Look through the listing for the word "full". Copy each line that has it.
Start of RECORDED INFORMATION
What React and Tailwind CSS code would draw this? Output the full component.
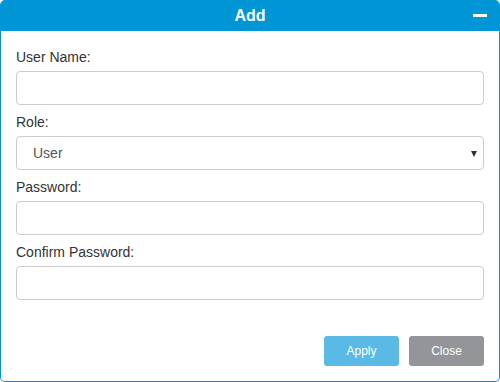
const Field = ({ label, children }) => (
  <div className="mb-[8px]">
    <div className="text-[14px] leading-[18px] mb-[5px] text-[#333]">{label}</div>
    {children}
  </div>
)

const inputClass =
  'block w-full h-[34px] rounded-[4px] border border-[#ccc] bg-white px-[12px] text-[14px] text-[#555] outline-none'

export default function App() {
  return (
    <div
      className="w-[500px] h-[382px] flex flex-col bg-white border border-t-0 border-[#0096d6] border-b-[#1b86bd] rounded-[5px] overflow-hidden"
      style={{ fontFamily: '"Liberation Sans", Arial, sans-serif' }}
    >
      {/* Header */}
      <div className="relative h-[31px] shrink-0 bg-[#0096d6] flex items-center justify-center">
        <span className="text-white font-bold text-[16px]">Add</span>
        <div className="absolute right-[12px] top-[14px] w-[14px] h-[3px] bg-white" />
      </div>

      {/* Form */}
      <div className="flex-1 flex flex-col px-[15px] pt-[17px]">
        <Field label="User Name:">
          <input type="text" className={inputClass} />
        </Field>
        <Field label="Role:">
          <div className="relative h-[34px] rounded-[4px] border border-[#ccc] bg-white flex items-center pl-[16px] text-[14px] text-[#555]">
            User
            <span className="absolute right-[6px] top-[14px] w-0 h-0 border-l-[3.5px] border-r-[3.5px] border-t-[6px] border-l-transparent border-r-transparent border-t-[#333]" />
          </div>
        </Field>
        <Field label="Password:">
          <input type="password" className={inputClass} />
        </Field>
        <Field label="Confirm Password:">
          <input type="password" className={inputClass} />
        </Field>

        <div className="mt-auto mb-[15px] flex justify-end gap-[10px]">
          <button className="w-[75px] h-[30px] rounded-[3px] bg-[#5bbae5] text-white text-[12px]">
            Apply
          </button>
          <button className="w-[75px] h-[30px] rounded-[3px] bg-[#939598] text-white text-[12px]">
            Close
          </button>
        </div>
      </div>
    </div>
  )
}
End of RECORDED INFORMATION
▸ THE RESPONSE
What React and Tailwind CSS code would draw this? Output the full component.
  'block w-full h-[34px] rounded-[4px] border border-[#ccc] bg-white px-[12px] text-[14px] text-[#555] outline-none'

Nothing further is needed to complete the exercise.